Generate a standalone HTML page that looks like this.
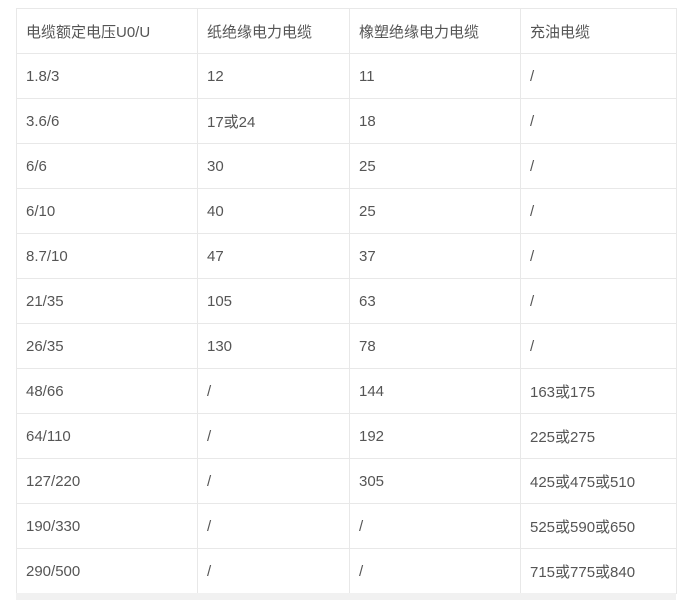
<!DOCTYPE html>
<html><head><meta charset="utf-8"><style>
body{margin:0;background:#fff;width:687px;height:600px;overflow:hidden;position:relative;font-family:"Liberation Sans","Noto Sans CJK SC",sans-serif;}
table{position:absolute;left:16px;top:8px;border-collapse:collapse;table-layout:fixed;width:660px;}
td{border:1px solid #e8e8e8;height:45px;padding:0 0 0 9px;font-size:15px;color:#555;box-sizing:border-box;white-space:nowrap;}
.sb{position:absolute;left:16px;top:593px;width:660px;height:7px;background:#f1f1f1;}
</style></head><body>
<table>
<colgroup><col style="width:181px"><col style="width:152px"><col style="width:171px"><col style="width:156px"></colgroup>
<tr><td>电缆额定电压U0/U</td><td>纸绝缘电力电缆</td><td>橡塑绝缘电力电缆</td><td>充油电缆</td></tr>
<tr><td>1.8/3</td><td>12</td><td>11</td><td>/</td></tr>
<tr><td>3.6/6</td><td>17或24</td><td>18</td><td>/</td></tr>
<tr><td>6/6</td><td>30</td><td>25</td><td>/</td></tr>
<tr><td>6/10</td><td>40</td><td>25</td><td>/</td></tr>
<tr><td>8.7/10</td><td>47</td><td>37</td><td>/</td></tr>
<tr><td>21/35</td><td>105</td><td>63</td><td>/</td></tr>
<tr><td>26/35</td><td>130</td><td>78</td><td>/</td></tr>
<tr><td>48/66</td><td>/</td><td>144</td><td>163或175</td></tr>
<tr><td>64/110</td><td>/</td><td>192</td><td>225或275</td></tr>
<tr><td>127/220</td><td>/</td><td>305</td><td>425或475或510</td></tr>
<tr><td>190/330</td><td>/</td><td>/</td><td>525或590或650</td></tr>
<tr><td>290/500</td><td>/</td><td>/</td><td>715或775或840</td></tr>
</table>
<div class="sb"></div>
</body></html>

Written exercise: Using the data above, print every line exactly, omitting pictures.

Final answer:
Generate a standalone HTML page that looks like this.
<!DOCTYPE html>
<html><head><meta charset="utf-8"><style>
body{margin:0;background:#fff;width:687px;height:600px;overflow:hidden;position:relative;font-family:"Liberation Sans","Noto Sans CJK SC",sans-serif;}
table{position:absolute;left:16px;top:8px;border-collapse:collapse;table-layout:fixed;width:660px;}
td{border:1px solid #e8e8e8;height:45px;padding:0 0 0 9px;font-size:15px;color:#555;box-sizing:border-box;white-space:nowrap;}
.sb{position:absolute;left:16px;top:593px;width:660px;height:7px;background:#f1f1f1;}
</style></head><body>
<table>
<colgroup><col style="width:181px"><col style="width:152px"><col style="width:171px"><col style="width:156px"></colgroup>
<tr><td>电缆额定电压U0/U</td><td>纸绝缘电力电缆</td><td>橡塑绝缘电力电缆</td><td>充油电缆</td></tr>
<tr><td>1.8/3</td><td>12</td><td>11</td><td>/</td></tr>
<tr><td>3.6/6</td><td>17或24</td><td>18</td><td>/</td></tr>
<tr><td>6/6</td><td>30</td><td>25</td><td>/</td></tr>
<tr><td>6/10</td><td>40</td><td>25</td><td>/</td></tr>
<tr><td>8.7/10</td><td>47</td><td>37</td><td>/</td></tr>
<tr><td>21/35</td><td>105</td><td>63</td><td>/</td></tr>
<tr><td>26/35</td><td>130</td><td>78</td><td>/</td></tr>
<tr><td>48/66</td><td>/</td><td>144</td><td>163或175</td></tr>
<tr><td>64/110</td><td>/</td><td>192</td><td>225或275</td></tr>
<tr><td>127/220</td><td>/</td><td>305</td><td>425或475或510</td></tr>
<tr><td>190/330</td><td>/</td><td>/</td><td>525或590或650</td></tr>
<tr><td>290/500</td><td>/</td><td>/</td><td>715或775或840</td></tr>
</table>
<div class="sb"></div>
</body></html>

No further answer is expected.